TASK STATEMENT: Set down the data below from its first line to the line holding "Wifi, VolumeX, Search", inclusive; omit all pictures.

GIVEN DATA:
○ ○ ○

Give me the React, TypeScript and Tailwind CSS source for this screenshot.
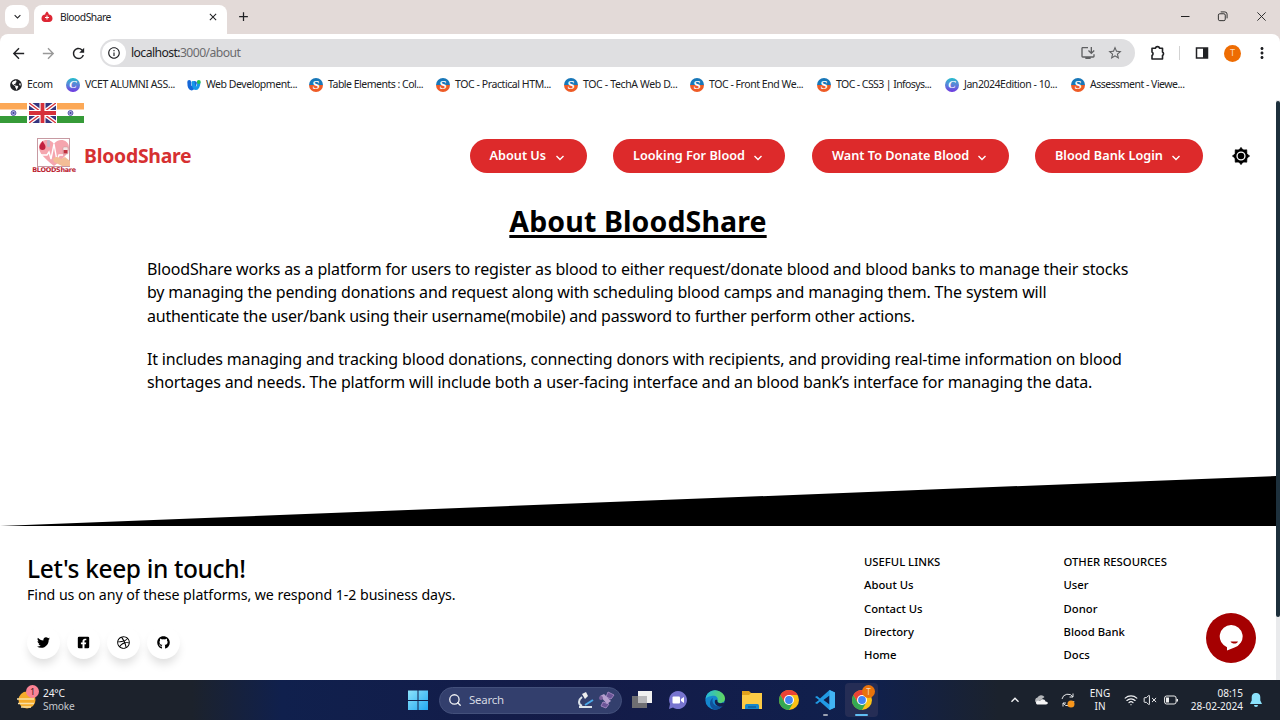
import React from "react";
import { FaTwitter, FaFacebookSquare, FaDribbble, FaGithub, FaGlobeAmericas } from "react-icons/fa";
import {
  MdArrowBack, MdArrowForward, MdRefresh, MdInfoOutline, MdStarBorder, MdOutlineInstallDesktop,
  MdOutlineExtension, MdMoreVert, MdClose, MdAdd, MdKeyboardArrowDown, MdKeyboardArrowUp,
} from "react-icons/md";
import { Wifi, VolumeX, Search } from "lucide-react";

const bookmarks = [
  { kind: "globe", text: "Ecom", w: "w-[56px]", t: "tracking-[-0.3px]" },
  { kind: "c", text: "VCET ALUMNI ASS...", w: "w-[121px]", t: "tracking-[-0.42px]" },
  { kind: "w", text: "Web Development...", w: "w-[122px]", t: "tracking-[-0.45px]" },
  { kind: "s", text: "Table Elements : Col...", w: "w-[127px]", t: "tracking-[-0.5px]" },
  { kind: "s", text: "TOC - Practical HTM...", w: "w-[128px]", t: "tracking-[-0.42px]" },
  { kind: "s", text: "TOC - TechA Web D...", w: "w-[126px]", t: "tracking-[-0.36px]" },
  { kind: "s", text: "TOC - Front End We...", w: "w-[127px]", t: "tracking-[-0.45px]" },
  { kind: "s", text: "TOC - CSS3 | Infosys...", w: "w-[128px]", t: "tracking-[-0.58px]" },
  { kind: "c", text: "Jan2024Edition - 10...", w: "w-[126px]", t: "tracking-[-0.45px]" },
  { kind: "s", text: "Assessment - Viewe...", w: "w-[130px]", t: "tracking-[-0.5px]" },
];

function BookmarkIcon({ kind }: { kind: string }) {
  if (kind === "globe") return <FaGlobeAmericas className="size-3 shrink-0 text-[#202124]" />;
  if (kind === "c")
    return (
      <span className="flex size-[14px] shrink-0 items-center justify-center rounded-full bg-linear-to-b from-[#10bccb] to-[#6c2fe0] font-['Liberation_Serif',serif] text-[11px] font-bold italic text-white">
        C
      </span>
    );
  if (kind === "w")
    return (
      <svg viewBox="0 0 14 12" className="h-3 w-[14px] shrink-0">
        <path d="M2.200 3c0 4.500 1 6.500 2.300 6.500S7 7.500 8 4" fill="none" stroke="#1567d8" strokeWidth="3.800" strokeLinecap="round" />
        <path d="M6 3.500c.5 4 1.700 6 3 6s2.800-2.500 2.800-6" fill="none" stroke="#1598e8" strokeWidth="3.200" strokeLinecap="round" />
        <circle cx="11.800" cy="3" r="1.900" fill="#27c04c" />
      </svg>
    );
  return (
    <span className="flex size-[14px] shrink-0 items-center justify-center rounded-full bg-linear-to-b from-[#1877b8] from-50% to-[#ee5b26] to-50% font-['Liberation_Serif',serif] text-[13px] font-bold leading-none text-white">
      S
    </span>
  );
}

function IndiaFlag() {
  return (
    <svg viewBox="0 0 27 20" className="h-5 w-[27px]">
      <rect width="27" height="20" fill="#fff" />
      <rect width="27" height="6.500" fill="#fca856" />
      <rect y="13" width="27" height="7" fill="#369b38" />
      <circle cx="13.500" cy="10" r="2.500" fill="#aaaade" stroke="#46469f" strokeWidth=".8" />
      <circle cx="13.500" cy="10" r="1" fill="#3a3a94" />
    </svg>
  );
}

function UkFlag() {
  return (
    <svg viewBox="0 0 27 20" className="ml-[2px] mr-px h-5 w-[27px]">
      <rect width="27" height="20" fill="#34347e" />
      <path d="M0 0L27 20M27 0L0 20" stroke="#fff" strokeWidth="4" />
      <path d="M0 0L27 20M27 0L0 20" stroke="#d8343c" strokeWidth="1.400" />
      <path d="M13.500 0v20M0 10h27" stroke="#fff" strokeWidth="6" />
      <path d="M13.500 0v20M0 10h27" stroke="#d6303a" strokeWidth="3.800" />
    </svg>
  );
}

function Logo() {
  return (
    <div className="flex w-[44px] flex-col items-center">
      <svg viewBox="0 0 34 29" className="h-[29px] w-[34px]">
        <rect x=".5" y=".5" width="32" height="28" fill="#fff" stroke="#c79aa2" />
        <path d="M17 28C7 20 2 15 2 9.500c0-8 11-10 15-3.500 4-6.500 15-4.500 15 3.500C32 15 27 20 17 28z" fill="#f5a5ae" />
        <path d="M5.500 3c2 3 3 4.500 3 6a3 3 0 0 1-6 0c0-1.500 1-3 3-6z" fill="#c2203f" />
        <rect x="10" y="2" width="3" height="7" rx="1" fill="#c5b8c8" />
        <rect x="26" y="9" width="5" height="7" rx="1" fill="#f6e6e6" stroke="#b99" strokeWidth=".5" />
        <rect x="26.500" y="12" width="4" height="3.500" fill="#c3313f" />
        <path d="M1 17h9l2-3 2 7 3-15 3 17 2-6h4" fill="none" stroke="#fff" strokeWidth="1.400" />
        <path d="M16 21c3-3 6-2 8 0l4-2 5 4v5h-8l-8-4z" fill="#f3bd96" />
      </svg>
      <span className="h-[7px] whitespace-nowrap font-['DejaVu_Sans',sans-serif] text-[6.500px] font-bold leading-[6px] tracking-[-0.300px] text-[#bb1f33]">BLOODShare</span>
    </div>
  );
}

const nav = [
  { text: "About Us", w: "w-[117.500px]", m: "" },
  { text: "Looking For Blood", w: "w-[172px]", m: "ml-[26px]" },
  { text: "Want To Donate Blood", w: "w-[197px]", m: "ml-[27px]" },
  { text: "Blood Bank Login", w: "w-[168px]", m: "ml-[26px]" },
];

function Gear() {
  return (
    <svg viewBox="0 0 20 20" className="size-5">
      <circle cx="10" cy="10" r="5.700" fill="none" stroke="#000" strokeWidth="2.200" />
      <path d="M8 4l2-2.700L12 4zM8 16l2 2.700L12 16zM4 8l-2.700 2L4 12zM16 8l2.700 2L16 12z" stroke="#000" strokeWidth=".6" />
      <path d="M4.100 7.200l.1-3.400 3.400.1zM12.400 3.900l3.400-.1.1 3.400zM15.900 12.800l-.1 3.400-3.400-.1zM7.600 16.100l-3.400.1-.1-3.400z" stroke="#000" strokeWidth=".6" />
      <circle cx="10" cy="10" r="3.300" />
    </svg>
  );
}

function ChromeLogo() {
  return (
    <svg viewBox="0 0 20 20" className="size-5">
      <circle cx="10" cy="10" r="10" fill="#fbc116" />
      <path d="M1.340 5A10 10 0 0 1 18.660 5H10L5.670 12.500z" fill="#ea4335" />
      <path d="M1.340 5A10 10 0 0 0 10 20l4.330-7.500H5.670z" fill="#34a853" />
      <circle cx="10" cy="10" r="5" fill="#fff" />
      <circle cx="10" cy="10" r="3.900" fill="#4285f4" />
    </svg>
  );
}

function BrowserChrome() {
  return (
    <header className="shrink-0 bg-[#e3dad8] text-[#202124]">
      <div className="flex h-[34px] items-end">
        <div className="mb-[6px] ml-[5px] flex h-[23px] w-6 items-center justify-center rounded-lg bg-white">
          <MdKeyboardArrowDown className="size-[13px]" />
        </div>
        <div className="ml-[5px] flex h-[29px] w-[193px] items-center rounded-t-lg bg-white pb-[5px] pl-[7px] pr-[8px]">
          <svg viewBox="0 0 12 12" className="size-3">
            <path d="M6 .5c1.200 1.200 1.800 2 1.800 3 2 0 3.700 1.500 3.700 4 0 2-1.500 3.500-3.500 3.500H4C2 11 .5 9.500.5 7.500c0-2.500 1.700-4 3.700-4 0-1 .6-1.800 1.800-3z" fill="#dd2634" />
            <path d="M6 4.500v4M4 6.500h4" stroke="#fff" strokeWidth="1" />
          </svg>
          <span className="ml-[7px] grow pt-px text-[10.300px] tracking-[-0.500px]">BloodShare</span>
          <MdClose className="size-[12px]" />
        </div>
        <MdAdd className="mb-[10px] ml-[9px] size-[15px]" />
        <div className="mb-[12px] ml-auto mr-[13px] flex items-center">
          <svg viewBox="0 0 10 12" className="h-3 w-[10px]"><path d="M1 6.500h8.500" stroke="#222" /></svg>
          <svg viewBox="0 0 12 12" className="ml-[27px] size-[11px]" fill="none" stroke="#222">
            <rect x="1.500" y="3" width="7.500" height="7.500" rx="1.500" /><path d="M4 1h4.500Q11 1 11 3.500V8" />
          </svg>
          <svg viewBox="0 0 12 12" className="ml-[28px] size-[11px]" stroke="#222"><path d="M1.500 1.500l9 9M10.500 1.500l-9 9" /></svg>
        </div>
      </div>
      <div className="flex h-[38px] items-center rounded-t-lg bg-white pl-[10px]">
        <MdArrowBack className="size-[17px]" />
        <MdArrowForward className="ml-[13px] size-[17px] text-[#999]" />
        <MdRefresh className="ml-[13px] size-[17px]" />
        <div className="ml-[13px] flex h-7 w-[1035px] items-center rounded-full bg-[#dfdfe1] pl-[2px]">
          <div className="flex size-6 items-center justify-center rounded-full bg-white"><MdInfoOutline className="size-[14px]" /></div>
          <span className="ml-[5px] grow pt-px text-[12.200px] tracking-[-0.580px]">localhost:<span className="text-[#6b6b6e]">3000/about</span></span>
          <MdOutlineInstallDesktop className="size-4 text-[#5f6062]" />
          <MdStarBorder className="ml-[11px] mr-3 size-4 text-[#5f6062]" />
        </div>
        <svg viewBox="0 0 16 16" className="ml-[15px] size-4" fill="none" stroke="#202124" strokeWidth="1.600">
          <path d="M2 3.300h3.500a2 1.700 0 0 1 4 0h3V7a2 2 0 0 1 0 3.500V14H2v-3.500a2 2 0 0 0 0-3.500z" strokeLinejoin="round" />
        </svg>
        <span className="ml-[13px] h-[14px] w-px bg-[#d3d3d3]" />
        <svg viewBox="0 0 14 14" className="ml-[15px] size-[14px]"><rect x="1.500" y="2" width="11" height="10" fill="none" stroke="#202124" strokeWidth="1.500" /><path d="M8 2h5v10H8z" fill="#202124" /></svg>
        <span className="ml-[15px] flex size-[17px] items-center justify-center rounded-full bg-[#ee6c02] text-[9px] text-[#fbd9bd]">T</span>
        <MdMoreVert className="ml-[12px] size-[18px]" />
      </div>
      <div className="flex h-[28px] items-center bg-white pb-[3px] pl-[10px] text-[10.500px]">
        {bookmarks.map((b, i) => (
          <div key={i} className={"flex shrink-0 items-center gap-[5px] whitespace-nowrap " + b.w}>
            <BookmarkIcon kind={b.kind} />
            <span className={b.t}>{b.text}</span>
          </div>
        ))}
      </div>
    </header>
  );
}

const socials = [FaTwitter, FaFacebookSquare, FaDribbble, FaGithub];

function Footer() {
  return (
    <footer className="flex h-[154px] pl-[27px] pt-[24px]">
      <div className="w-[837px]">
        <h4 className="h-[37px] whitespace-nowrap text-[24.500px] font-medium leading-[37px] tracking-[-0.370px]">Let's keep in touch!</h4>
        <p className="h-5 whitespace-nowrap text-[14.200px] leading-[16px] tracking-[-0.065px]">Find us on any of these platforms, we respond 1-2 business days.</p>
        <div className="mt-[19px] flex gap-[7px]">
          {socials.map((Icon, i) => (
            <span key={i} className="flex size-[33px] items-center justify-center rounded-full bg-white shadow-[0_7px_10px_-2px_#0002]">
              <Icon className="size-[13px]" />
            </span>
          ))}
        </div>
      </div>
      <ul className="w-[199.500px] text-[11.300px] font-medium leading-[23.300px]">
        <li>USEFUL LINKS</li><li>About Us</li><li>Contact Us</li><li>Directory</li><li>Home</li>
      </ul>
      <ul className="text-[11.300px] font-medium leading-[23.300px]">
        <li>OTHER RESOURCES</li><li>User</li><li>Donor</li><li>Blood Bank</li><li>Docs</li>
      </ul>
    </footer>
  );
}

function Page() {
  return (
    <div className="flex h-[580px] shrink-0 bg-white text-black">
      <main className="flex w-[1276px] flex-col">
        <div className="flex pt-[3px]">
          <IndiaFlag /><UkFlag /><IndiaFlag />
        </div>
        <div className="flex h-[66px] items-center pl-[32px]">
          <Logo />
          <span className="ml-2 w-[385.500px] whitespace-nowrap text-[19.400px] font-bold tracking-[-0.250px] text-[#d63031]">BloodShare</span>
          {nav.map((n) => (
            <button key={n.text} className={"flex h-[34px] shrink-0 items-center justify-between whitespace-nowrap rounded-full bg-[#dd2a2b] pl-5 pr-[22px] text-[12.700px] font-semibold text-white " + n.w + " " + n.m}>
              {n.text}
              <svg viewBox="0 0 10 6" className="mt-[3px] h-[6px] w-[10px]"><path d="M1.500 1L5 4.500 8.500 1" fill="none" stroke="#fff" strokeWidth="1.400" /></svg>
            </button>
          ))}
          <span className="ml-[28px]"><Gear /></span>
        </div>
        <h1 className="mt-[8px] text-center text-[28.500px] font-bold leading-[48px] tracking-[0.120px] underline decoration-[3px] underline-offset-[3px]">About BloodShare</h1>
        <section className="mt-[13px] flex h-[218px] flex-col gap-5 whitespace-nowrap pl-[147px] text-[16px] leading-[23.300px] tracking-[-0.163px]">
          <p>BloodShare works as a platform for users to register as blood to either request/donate blood and blood banks to manage their stocks<br />by managing the pending donations and request along with scheduling blood camps and managing them. The system will<br /><span className="tracking-[-0.230px]">authenticate the user/bank using their username(mobile) and password to further perform other actions.</span></p>
          <p>It includes managing and tracking blood donations, connecting donors with recipients, and providing real-time information on blood<br />shortages and needs. The platform will include both a user-facing interface and an blood bank’s interface for managing the data.</p>
        </section>
        <svg viewBox="0 0 1276 50" className="h-[50px] w-[1276px] shrink-0"><path d="M0 50L1276 0v50z" /></svg>
        <Footer />
      </main>
      <div className="w-1 bg-[#e9eaec] pt-px"><div className="h-[516px] rounded-sm bg-[#1d303c]" /></div>
    </div>
  );
}

function Taskbar() {
  return (
    <div className="flex h-10 shrink-0 items-center bg-[linear-gradient(90deg,#1c222c_0%,#1c222c_15%,#10204d_22%,#141b48_45%,#10204d_68%,#1b222d_78%)] text-[#f2f3f5]">
      <div className="flex w-[408px] shrink-0 items-center pl-[17px]">
        <div className="relative size-6">
          <svg viewBox="0 0 24 24" className="size-6"><circle cx="10" cy="12" r="8.500" fill="#f6ac2b" /><path d="M0 11h17M1 15.500h16M4 19h10" stroke="#f9dfa4" strokeWidth="1.700" /></svg>
          <span className="absolute -top-[3px] left-[9px] flex size-[13px] items-center justify-center rounded-full bg-[#fb8294] text-[9px] text-[#3a1a22]">1</span>
        </div>
        <div className="ml-[2px] text-[10.200px] leading-[13px] tracking-[-0.150px]"><p>24°C</p><p className="text-[#c5c8cd]">Smoke</p></div>
      </div>
      <svg viewBox="0 0 20 20" className="size-5 shrink-0">
        <defs><linearGradient id="win" x2="1" y2="1"><stop stopColor="#8de3fb" /><stop offset="1" stopColor="#22a7f2" /></linearGradient></defs>
        <path d="M0 .5h9.500V10H0zM10.500.5H20V10h-9.500zM0 11h9.500v9H0zM10.500 11H20v9h-9.500z" fill="url(#win)" />
      </svg>
      <div className="ml-[11px] flex h-[27px] w-[183px] shrink-0 items-center rounded-full border border-[#43507b] bg-[#333f6d] pl-[8px]">
        <Search className="size-[14px]" strokeWidth={2.200} />
        <span className="ml-[7px] w-[108px] text-[11.500px] tracking-[-0.250px] text-[#d4d7e1]">Search</span>
        <svg viewBox="0 0 18 18" className="size-[18px]"><path d="M5 3l4-2 2 4-3 3z" fill="#eee" /><path d="M5 6c-4 3-4 7 0 9M2 16h13" fill="none" stroke="#dce3ea" strokeWidth="2" /><path d="M8 14l8-5" stroke="#4aa9e9" strokeWidth="2" /></svg>
        <svg viewBox="0 0 18 18" className="ml-[3px] size-[18px]"><path d="M10 1l6 3-3 4-5-2zM5 11l6 2-3 4-5-2z" fill="#6b5597" stroke="#9c83bd" /><path d="M2 5l4-2 7 7-4 3z" fill="#b6a0cf" /><circle cx="3" cy="7" r="2" fill="#7c609e" /></svg>
      </div>
      <svg viewBox="0 0 20 20" className="ml-[10px] size-5 shrink-0"><path d="M6 1h14v12H6z" fill="#f0f0f0" /><path d="M0 6h15v12H0z" fill="#6e6e72" /><path d="M6 6h9v7H6z" fill="#b7b7ba" /></svg>
      <svg viewBox="0 0 20 20" className="ml-[16px] size-5 shrink-0"><path d="M10 1a9 9 0 1 1-5 16.500L1 19l1-5A9 9 0 0 1 10 1z" fill="#7774cf" /><rect x="4.500" y="6.500" width="7.500" height="7" rx="1" fill="#fff" /><path d="M13 9l3-2v6l-3-2z" fill="#fff" /></svg>
      <svg viewBox="0 0 20 20" className="ml-[17px] size-5 shrink-0">
        <defs><linearGradient id="edge"><stop stopColor="#23b8df" /><stop offset="1" stopColor="#61d75c" /></linearGradient></defs>
        <circle cx="10" cy="10" r="9.700" fill="#1487cf" />
        <path d="M.5 9C1 4 5 .3 10 .3S20 4 20 8.500c0 3-2.500 4.500-5 4.500s-3-1-2.500-2C14 7 10 5 6.500 6 3 6.500 1 8 .5 9z" fill="url(#edge)" />
        <path d="M8 8c-2 5 2 9 7 8 1.500 0 3-1 3.500-1-4 6-11 6-13 1C4 12 6 9 8 8z" fill="#10529c" />
        <path d="M12.500 11c-.5 2 3 3 6 1.500L20 16l-3 .5C12 17 9 14 10 10.500c.3-1 2.500-1.500 2.500.5z" fill="#14204d" />
      </svg>
      <svg viewBox="0 0 20 20" className="ml-[17px] size-5 shrink-0"><path d="M0 1h7l2 2h11v16H0z" fill="#e1a21c" /><path d="M0 5h7l2-2h11v16H0z" fill="#fccb45" /><path d="M3 19v-3.500Q3 14 4.500 14h11q1.500 0 1.500 1.500V19z" fill="#1687cc" /><path d="M6 17h8" stroke="#0b4d84" /></svg>
      <span className="ml-[17px] shrink-0"><ChromeLogo /></span>
      <div className="ml-[16px] flex h-9 shrink-0 flex-col items-center justify-end pb-[2px]">
        <svg viewBox="0 0 20 20" className="size-5"><path d="M14.500 0L20 2.500v15L14.500 20 5 11.500 2 14 0 13l4-3-4-3 2-1 3 2.500zM14.500 5.500L8.500 10l6 4.500z" fill="#219ae4" fillRule="evenodd" /><path d="M14.500 0L20 2.500v15L14.500 20z" fill="#42b4f3" /></svg>
        <span className="mt-[4px] h-[2px] w-[5px] rounded-full bg-[#9ca2b2]" />
      </div>
      <div className="relative ml-[10px] flex h-[34px] w-[33px] shrink-0 flex-col items-center justify-end rounded bg-[#252d55] pb-px">
        <ChromeLogo />
        <span className="mt-[4px] h-[2px] w-[13px] rounded-full bg-[#60bdf3]" />
        <span className="absolute right-[3px] top-[2px] flex size-[13px] items-center justify-center rounded-full bg-[#e9730b] text-[8px] text-[#f6d8ba]">T</span>
      </div>
      <MdKeyboardArrowUp className="ml-[129px] size-4 shrink-0" />
      <svg viewBox="0 0 14 10" className="ml-[11px] h-[10px] w-[14px] shrink-0"><path d="M2.500 8a3 3 0 0 1 1-5.500 4 4 0 0 1 7-.5z" fill="#b5b7ba" /><path d="M3 9.500a2 2 0 0 1 0-3.500c1-.5 2-.5 3 0 1-2.500 5-2 5.500.5 3 0 3 3 .5 3z" fill="#f6f6f6" /></svg>
      <svg viewBox="0 0 16 16" className="ml-[12px] size-4 shrink-0" fill="none" stroke="#e6e7e9"><path d="M2 7a6 6 0 0 1 11-2V1.500M14 9a6 6 0 0 1-11 2v3.500M13 5H9.500M3 11h3" /><circle cx="11" cy="12" r="3.500" fill="#f8961b" stroke="none" /></svg>
      <div className="ml-[12px] w-6 text-center text-[10px] leading-[13px]"><p>ENG</p><p>IN</p></div>
      <Wifi className="ml-[12px] size-[14px] shrink-0" />
      <VolumeX className="ml-[5px] size-[14px] shrink-0" strokeWidth={1.700} />
      <svg viewBox="0 0 14 10" className="ml-[7px] h-[10px] w-[14px] shrink-0"><rect x=".6" y="1" width="11.500" height="8" rx="2" fill="none" stroke="#eee" /><path d="M2 2.500h3v5H2zM12.500 4H14v2.500h-1.500z" fill="#eee" /></svg>
      <div className="ml-[12px] w-[53px] whitespace-nowrap text-right text-[10px] leading-[13px]"><p>08:15</p><p className="-ml-3">28-02-2024</p></div>
      <svg viewBox="0 0 12 14" className="ml-[7px] h-[14px] w-3 shrink-0"><path d="M6 0a4 4 0 0 1 4.300 4v3.500L12 11H0l1.700-3.500V4A4 4 0 0 1 6 0zM4 12h4a2 2 0 0 1-4 0z" fill="#8be2fb" /></svg>
    </div>
  );
}

export default function App() {
  return (
    <div className="relative flex h-[720px] w-[1280px] flex-col overflow-hidden bg-white font-['Noto_Sans',sans-serif]">
      <BrowserChrome />
      <Page />
      <Taskbar />
      <div className="absolute left-[1206px] top-[613px] flex size-[50px] items-center justify-center rounded-full bg-[#a50001]">
        <svg viewBox="0 0 24 26" className="h-[26px] w-6"><path d="M12 0a11.500 11.500 0 0 1 3.500 22.500L8 25.500v-3.300A11.500 11.500 0 0 1 12 0z" fill="#fff" /><path d="M11.500 16.500h7.500c-.5 2.500-6 3-7.500 0z" fill="#a50001" /></svg>
      </div>
    </div>
  );
}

○ ○ ○

OUTPUT FOR THIS TASK:
Give me the React, TypeScript and Tailwind CSS source for this screenshot.
import React from "react";
import { FaTwitter, FaFacebookSquare, FaDribbble, FaGithub, FaGlobeAmericas } from "react-icons/fa";
import {
  MdArrowBack, MdArrowForward, MdRefresh, MdInfoOutline, MdStarBorder, MdOutlineInstallDesktop,
  MdOutlineExtension, MdMoreVert, MdClose, MdAdd, MdKeyboardArrowDown, MdKeyboardArrowUp,
} from "react-icons/md";
import { Wifi, VolumeX, Search } from "lucide-react";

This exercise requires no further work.